Я — русский фашист. Основателем русского фашизма я считаю Столыпина. (Движение.) Правда, покойный премьер, убитый здесь в Киеве, сам не подозревал, что он фашист. Но тем не менее он был предтечей Муссолини.
Фашизм, как и коммунизм, имеет свои тактические приемы и свои идеологические задачи. В отношении тактики коммунизм и фашизм два родных брата. (Движение.)
Столыпин сделал «ставку на сильных». То есть он хотел опереться на энергичное, передовое, инициативное меньшинство. Это же сделал Ленин, опершись на партию коммунистов. Так же поступил Муссолини, создав свои связки, звенья, по образцу коммунистических ячеек. Это же дело продолжает барон Врангель, создавая из остатков белых армий ячейки, из которых в будущем вырастит русский фашизм. Не забудьте, что и муссолиниевские «связки» первоначально тоже были созданы во время войны и для войны.

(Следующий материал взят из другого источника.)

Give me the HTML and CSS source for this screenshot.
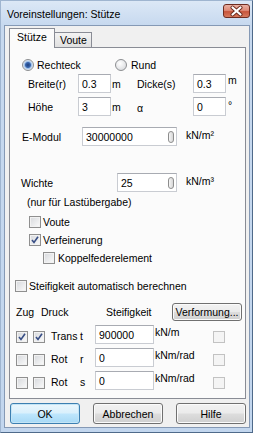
FILE: index.html
```html
<!DOCTYPE html>
<html lang="de">
<head>
  <meta charset="UTF-8">
  <title>Voreinstellungen: Stütze</title>
  <link rel="stylesheet" href="styles.css">
</head>
<body>

<div class="window">
  <div class="titlebar">
    <span class="title">Voreinstellungen: Stütze</span>
    <span class="close">
      <svg width="27" height="14" viewBox="0 0 27 14">
        <path d="M9.5 3.5 L17.5 10.5 M17.5 3.5 L9.5 10.5" stroke="#6b2a1d" stroke-width="4" stroke-linecap="round"/>
        <path d="M9.5 3.5 L17.5 10.5 M17.5 3.5 L9.5 10.5" stroke="#fff" stroke-width="2.2" stroke-linecap="round"/>
      </svg>
    </span>
  </div>

  <div class="client">
    <div class="tabs">
      <div class="tab active">Stütze</div>
      <div class="tab">Voute</div>
    </div>

    <div class="panel">
      <!-- Querschnitt -->
      <div class="radios">
        <div class="opt first"><span class="radio on"></span>Rechteck</div>
        <div class="opt"><span class="radio"></span>Rund</div>
      </div>

      <div class="dims">
        <span>Breite(r)</span>
        <span class="field">0.3</span>
        <span class="unit">m</span>
        <span>Dicke(s)</span>
        <span class="field">0.3</span>
        <span class="unit up">m</span>

        <span>Höhe</span>
        <span class="field">3</span>
        <span class="unit">m</span>
        <span class="alpha">α</span>
        <span class="field">0</span>
        <span class="unit up deg">°</span>
      </div>

      <div class="value-row emodul">
        <span class="lbl">E-Modul</span>
        <span class="field wide"><span>30000000</span><span class="grip"></span></span>
        <span class="unit">kN/m²</span>
      </div>

      <div class="value-row wichte">
        <span class="lbl">Wichte</span>
        <span class="field wide"><span>25</span><span class="grip"></span></span>
        <span class="unit">kN/m³</span>
      </div>

      <div class="note">(nur für Lastübergabe)</div>

      <div class="check-row sub first-check"><span class="check"></span>Voute</div>
      <div class="check-row sub"><span class="check on"></span>Verfeinerung</div>
      <div class="check-row subsub"><span class="check"></span>Koppelfederelement</div>

      <div class="check-row auto"><span class="check"></span>Steifigkeit automatisch berechnen</div>

      <!-- Federsteifigkeiten -->
      <div class="stiff-head">
        <span class="col-zug">Zug</span>
        <span class="col-druck">Druck</span>
        <span class="col-steif">Steifigkeit</span>
        <button class="btn small">Verformung...</button>
      </div>

      <div class="stiff">
        <span class="check on"></span>
        <span class="check on"></span>
        <span class="dof"><span class="dof-a">Trans</span><span>t</span></span>
        <span class="field">900000</span>
        <span class="unit">kN/m</span>
        <span class="check off"></span>

        <span class="check"></span>
        <span class="check"></span>
        <span class="dof"><span class="dof-a">Rot</span><span>r</span></span>
        <span class="field">0</span>
        <span class="unit">kNm/rad</span>
        <span class="check off"></span>

        <span class="check"></span>
        <span class="check"></span>
        <span class="dof"><span class="dof-a">Rot</span><span>s</span></span>
        <span class="field">0</span>
        <span class="unit">kNm/rad</span>
        <span class="check off"></span>
      </div>
    </div>

    <div class="buttons">
      <button class="btn default">OK</button>
      <button class="btn">Abbrechen</button>
      <button class="btn">Hilfe</button>
    </div>
  </div>
</div>

</body>
</html>
```

FILE: styles.css
```css
html, body {
  margin: 0;
  padding: 0;
}

body {
  font-family: "Liberation Sans", Arial, sans-serif;
  font-size: 10.5px;
  color: #000;
  width: 253px;
  height: 433px;
  overflow: hidden;
}

.window {
  width: 253px;
  height: 433px;
  box-sizing: border-box;
  border: 1px solid #4f6a8a;
  border-left-color: #9fb5d0;
  border-top-color: #9fb5d0;
  background: linear-gradient(#dce8f6 0, #c7d9ef 24px, #c2d6ee 100%);
  padding: 0 2px 4px 3px;
  display: flex;
  flex-direction: column;
}

/* title bar */
.titlebar {
  height: 24px;
  display: flex;
  align-items: center;
}
.title {
  padding-left: 3px;
  font-size: 10.5px;
  margin-top: 2px;
}
.close {
  margin-left: auto;
  align-self: flex-start;
  margin-top: 3px;
  width: 27px;
  height: 14px;
  box-sizing: border-box;
  border: 1px solid #6e2c20;
  border-radius: 3px;
  background: linear-gradient(#eab0a2 0%, #de8a77 45%, #c8553b 55%, #d77a5e 100%);
  display: flex;
  align-items: center;
  justify-content: center;
  overflow: hidden;
}
.close svg {
  display: block;
  margin: -1px;
}

.client {
  flex: 1;
  background: #f0f0f0;
  border: 1px solid #8599b5;
  display: flex;
  flex-direction: column;
}

/* tabs */
.tabs {
  display: flex;
  align-items: flex-end;
  height: 19px;
  margin: 2px 0 0 4px;
}
.tab {
  box-sizing: border-box;
  border: 1px solid #898c95;
  border-bottom: none;
  background: linear-gradient(#f3f3f3, #e0e0e0);
  height: 15px;
  width: 38px;
  padding-left: 5px;
  line-height: 14px;
  margin-left: -1px;
}
.tab.active {
  background: #fbfbfb;
  height: 20px;
  width: 46px;
  padding-left: 7px;
  line-height: 17px;
  margin-left: 0;
  margin-bottom: -1px;
  position: relative;
  z-index: 1;
}

.panel {
  margin: 0 3px 0 4px;
  height: 352px;
  box-sizing: border-box;
  border: 1px solid #898c95;
  background: #fbfbfb;
}

/* form parts */
.field {
  display: flex;
  align-items: center;
  box-sizing: border-box;
  height: 19px;
  padding: 0 3px;
  background: #fff;
  border: 1px solid #c9ccd2;
  border-top-color: #a8abb2;
}
.field.wide {
  justify-content: space-between;
  padding-right: 2px;
}
.grip {
  width: 6px;
  height: 12px;
  box-sizing: border-box;
  border: 1px solid #8d8d8d;
  border-radius: 3px;
  background: linear-gradient(90deg, #f6f6f6, #d6d6d6);
}

.unit {
  padding-left: 1px;
}
.unit.up {
  align-self: start;
  padding-left: 2px;
  line-height: 12px;
}
.unit.deg {
  margin-top: 2px;
}

.radio {
  width: 12px;
  height: 12px;
  box-sizing: border-box;
  border-radius: 50%;
  border: 1px solid #8c8e91;
  background: radial-gradient(circle at 40% 35%, #ffffff, #d2d4d8);
  display: inline-block;
}
.radio.on {
  background: radial-gradient(circle, #1e3f7c 0, #3a67b0 2.5px, #9fc0e8 3.5px, #e6ecf4 5px);
}

.check {
  width: 12px;
  height: 12px;
  box-sizing: border-box;
  border: 1px solid #8f8f8f;
  background: linear-gradient(135deg, #d6d8dc, #fbfbfb);
  box-shadow: inset 0 0 0 1px #f2f2f2;
  display: inline-block;
}
.check.on {
  background-image: url("data:image/svg+xml,%3Csvg xmlns='http://www.w3.org/2000/svg' width='10' height='10'%3E%3Cpath d='M2 5 L4 7.5 L8 1.8' fill='none' stroke='%23384e85' stroke-width='1.6'/%3E%3C/svg%3E"), linear-gradient(135deg, #d6d8dc, #fbfbfb);
  background-repeat: no-repeat;
}
.check.off {
  border-color: #c2c2c2;
  background: #f4f4f4;
  box-shadow: none;
}

/* rows */
.radios {
  display: flex;
  height: 14px;
  align-items: center;
  margin-top: 10px;
  padding-left: 12px;
}
.opt {
  display: flex;
  align-items: center;
  gap: 4px;
}
.opt.first {
  width: 93px;
  gap: 3px;
}

.dims {
  display: grid;
  grid-template-columns: 50px 33px 26px 56px 33px 1fr;
  grid-auto-rows: 19px;
  row-gap: 4px;
  align-items: center;
  margin-top: 2px;
  padding-left: 18px;
}
.alpha {
  margin-top: 3px;
}

.value-row {
  display: flex;
  align-items: center;
  height: 19px;
}
.value-row .unit {
  margin-left: 8px;
  align-self: flex-start;
  line-height: 12px;
  margin-top: 2px;
}
.emodul {
  margin-top: 11px;
  padding-left: 12px;
}
.emodul .lbl { width: 60px; }
.emodul .field { width: 95px; }
.wichte {
  margin-top: 27px;
  padding-left: 11px;
}
.wichte .lbl { width: 96px; }
.wichte .field { width: 60px; }

.note {
  margin-top: 4px;
  height: 12px;
  line-height: 12px;
  padding-left: 17px;
}

.check-row {
  display: flex;
  align-items: center;
  gap: 2px;
  height: 14px;
  margin-top: 4px;
}
.check-row.sub { padding-left: 19px; }
.check-row.first-check { margin-top: 7px; }
.check-row.subsub { padding-left: 33px; gap: 3px; }
.check-row.auto { padding-left: 5px; margin-top: 14px; }

.stiff-head {
  display: flex;
  align-items: center;
  height: 18px;
  margin-top: 10px;
  padding-left: 6px;
}
.col-zug { width: 25px; }
.col-druck { width: 65px; }
.col-steif { width: 66px; }

.stiff {
  display: grid;
  grid-template-columns: 17px 18px 44px 59px 59px 12px;
  grid-auto-rows: 19px;
  row-gap: 4px;
  align-items: center;
  margin-top: 4px;
  padding-left: 6px;
}
.stiff .check {
  margin-top: 4px;
}
.stiff .unit {
  align-self: start;
  line-height: 12px;
  margin-top: 1px;
  padding-left: 1px;
}
.dof {
  display: flex;
  margin-top: 3px;
}
.dof-a {
  width: 29px;
}

/* buttons */
.btn {
  font-family: inherit;
  font-size: 10.5px;
  color: #000;
  width: 70px;
  height: 21px;
  padding: 0;
  border: 1px solid #707070;
  border-radius: 3px;
  background: linear-gradient(#f2f2f2 0%, #ebebeb 48%, #dddddd 52%, #cfcfcf 100%);
  box-shadow: inset 0 0 0 1px #fbfbfb;
}
.btn.small {
  height: 18px;
  line-height: 14px;
}
.btn.default {
  border-color: #3c7fb1;
  background: linear-gradient(#eaf6fd 0%, #d9f0fc 48%, #bee6fd 52%, #a7d9f5 100%);
  box-shadow: inset 0 0 0 1px #c4e5f6;
}

.buttons {
  display: flex;
  gap: 13px;
  margin: 4px 0 0 5px;
}
```
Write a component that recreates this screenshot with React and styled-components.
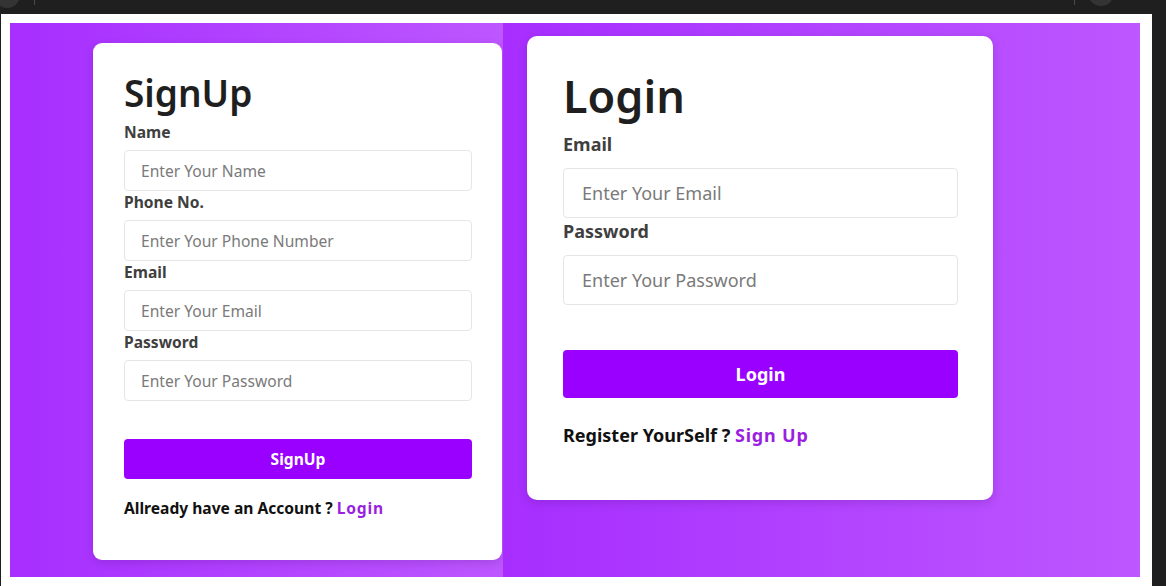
import React from "react";
import styled, { createGlobalStyle } from "styled-components";

const GlobalStyle = createGlobalStyle`
  * { box-sizing: border-box; }
  html, body { margin: 0; padding: 0; background: #1f1f1f; }
  body { font-family: "Noto Sans", "Open Sans", sans-serif; }
`;

const Screen = styled.div`
  position: relative;
  width: 1166px;
  height: 586px;
  background: #1f1f1f;
  display: flex;
  flex-direction: column;
  overflow: hidden;
`;

const TopBar = styled.div`
  height: 14px;
  flex-shrink: 0;
`;

const Knob = styled.div`
  position: absolute;
  top: ${(p) => p.top}px;
  left: ${(p) => p.left}px;
  width: ${(p) => p.size}px;
  height: ${(p) => p.size}px;
  border-radius: 50%;
  background: #343434;
`;

const Tick = styled.div`
  position: absolute;
  top: 0;
  left: ${(p) => p.left}px;
  width: 1px;
  height: 5px;
  background: #4a4a4a;
`;

const Body = styled.div`
  flex: 1;
  display: flex;
  padding-left: 1px;
  padding-right: 14px;
`;

const Frame = styled.div`
  flex: 1;
  background: #ffffff;
  padding: 9px 12px 9px 9px;
  display: flex;
`;

const Panel = styled.div`
  width: ${(p) => p.width}px;
  background: linear-gradient(to right, #a72eff, #bd57ff);
  padding: ${(p) => p.pad};
  display: flex;
  align-items: flex-start;
`;

const Card = styled.div`
  width: ${(p) => p.width}px;
  background: #ffffff;
  border-radius: ${(p) => p.radius}px;
  box-shadow: 0 3px 10px rgba(60, 0, 90, 0.18);
  padding: ${(p) => p.pad};
  display: flex;
  flex-direction: column;
`;

const Title = styled.h1`
  margin: 0;
  font-size: ${(p) => p.size}px;
  line-height: ${(p) => p.lh}px;
  font-weight: 600;
  color: #1f1f1f;
  margin-bottom: ${(p) => p.mb}px;
`;

const Field = styled.div`
  display: flex;
  flex-direction: column;
`;

const Label = styled.label`
  font-size: ${(p) => p.size}px;
  line-height: ${(p) => p.lh}px;
  font-weight: 700;
  color: #3f3f3f;
  margin-top: ${(p) => p.mt}px;
  margin-bottom: ${(p) => p.mb}px;
`;

const Input = styled.input`
  height: ${(p) => p.h}px;
  width: 100%;
  border: 1px solid #e6e6e6;
  border-radius: 4px;
  padding: 0 ${(p) => p.px}px;
  font-family: inherit;
  font-size: ${(p) => p.size}px;
  color: #333;
  outline: none;
  &::placeholder {
    color: #7a7a7a;
  }
`;

const Button = styled.button`
  height: ${(p) => p.h}px;
  width: 100%;
  border: none;
  border-radius: 4px;
  background: #9900ff;
  color: #ffffff;
  font-family: inherit;
  font-weight: 700;
  font-size: ${(p) => p.size}px;
  margin-top: ${(p) => p.mt}px;
  cursor: pointer;
`;

const Footer = styled.p`
  margin: ${(p) => p.mt}px 0 0;
  font-size: ${(p) => p.size}px;
  line-height: ${(p) => p.lh}px;
  font-weight: 700;
  color: #111;
`;

const LinkText = styled.a`
  color: #9a1fe0;
  letter-spacing: 0.8px;
  text-decoration: none;
`;

const signupFields = [
  { label: "Name", ph: "Enter Your Name" },
  { label: "Phone No.", ph: "Enter Your Phone Number" },
  { label: "Email", ph: "Enter Your Email" },
  { label: "Password", ph: "Enter Your Password" },
];

const loginFields = [
  { label: "Email", ph: "Enter Your Email" },
  { label: "Password", ph: "Enter Your Password" },
];

export default function App() {
  return (
    <>
      <GlobalStyle />
      <Screen>
        <TopBar />
        <Knob top={-18} left={-6} size={26} />
        <Tick left={34} />
        <Tick left={1074} />
        <Knob top={-20} left={1088} size={26} />
        <Body>
          <Frame>
            <Panel width={493} pad="20px 1px 0 83px">
              <Card width={409} radius={9} pad="26px 30px 42px 31px">
                <Title size={37} lh={48} mb={4}>SignUp</Title>
                {signupFields.map((f) => (
                  <Field key={f.label}>
                    <Label size={15.6} lh={20} mt={1} mb={8}>{f.label}</Label>
                    <Input h={41} px={16} size={15.6} placeholder={f.ph} />
                  </Field>
                ))}
                <Button h={40} size={15.6} mt={38}>SignUp</Button>
                <Footer size={15.6} lh={20} mt={19}>
                  Allready have an Account ? <LinkText href="#">Login</LinkText>
                </Footer>
              </Card>
            </Panel>
            <Panel width={637} pad="13px 0 0 24px">
              <Card width={466} radius={10} pad="30px 35px 53px 36px">
                <Title size={45} lh={60} mb={5}>Login</Title>
                {loginFields.map((f) => (
                  <Field key={f.label}>
                    <Label size={18} lh={24} mt={1} mb={12}>{f.label}</Label>
                    <Input h={50} px={18} size={18} placeholder={f.ph} />
                  </Field>
                ))}
                <Button h={48} size={18} mt={45}>Login</Button>
                <Footer size={18} lh={24} mt={25}>
                  Register YourSelf ? <LinkText href="#">Sign Up</LinkText>
                </Footer>
              </Card>
            </Panel>
          </Frame>
        </Body>
      </Screen>
    </>
  );
}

Следовательно, с точки зрения тактики, нам нечего упрекать друг друга. Тактика у нас одна. Что, впрочем, и естественно. При продолжительной борьбе обе стороны, путем взаимного перенимания, в конце концов сражаются одним и тем же оружием.
Эта одинаковость вытекает из необходимости. Мы, борющиеся, понимаем, что в век танков нельзя сражаться на средневековых кобылах, хотя бы и украшенных яркими перьями. Я говорю о демократиях, конечно.